Scientific classification
- Kingdom: Plantae
- Clade: Embryophytes
- Clade: Tracheophytes
- Clade: Angiosperms
- Clade: Eudicots
- Order: Proteales
- Family: Proteaceae
- Genus: Grevillea
- Species: G. goodii
- Binomial name: Grevillea goodii R.Br.
- Synonyms: Grevillea goodii R.Br. subsp. goodii

= Grevillea goodii =

- Genus: Grevillea
- Species: goodii
- Authority: R.Br.
- Conservation status: LC
- Synonyms: Grevillea goodii R.Br. subsp. goodii

Species of plant endemic to Australia

Grevillea goodii, also known as Good's grevillea, is a species of flowering plant in the family Proteaceae and is endemic to the Northern Territory. It is a prostrate shrub with egg-shaped to narrowly elliptic leaves and clusters of light green flowers with a pink to red style.

==Description==
Grevillea goodii is a prostrate shrub with stems trailing from a lignotuber. Its leaves are lance-shaped to egg-shaped or narrowly elliptic, 50–250 mm long and 15–50 mm wide on a petiole 4–7 mm long. The edges of the leaves are wavy and the lower surface is pimply and slightly hairy. The flowers are usually arranged on the ends of branches on a flowering stem longer than the leaves, on a rachis 45–100 mm long. The flowers are light green with rust-coloured and pale hairs, the pistil 36–42 mm long and the style pink to red. Flowering mainly occurs from November to April and the fruit is a hairy, oblong to more or less spherical follicle about 15 mm long.

==Taxonomy==
Grevillea goodii was first formally described in 1810 by Robert Brown in the Transactions of the Linnean Society of London. The specific epithet (goodii) honours Brown's assistant, Peter Good.

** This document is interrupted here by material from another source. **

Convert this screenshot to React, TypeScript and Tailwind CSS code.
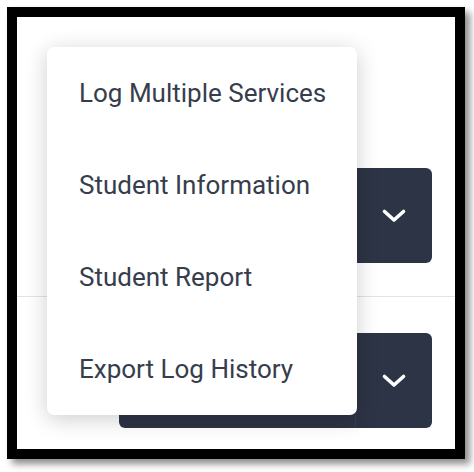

==Distribution and habitat==
Good's grevillea occurs in the tropical Top End of the Northern Territory, from Darwin eastwards to Gunbalanya, and southwards almost as far as Pine Creek. It grows on siliceous sandy or loamy soils in low heath, savanna woodland and open eucalypt forest.

==Conservation status==
Good's grevillea is listed as least concern on the IUCN Red List of Threatened Species. It is locally common within its distribution and the population is generally stable, with declines in some urban areas. These species does not currently face any major threats, and does not require any additional conservation actions as it is also likely present in multiple protected areas.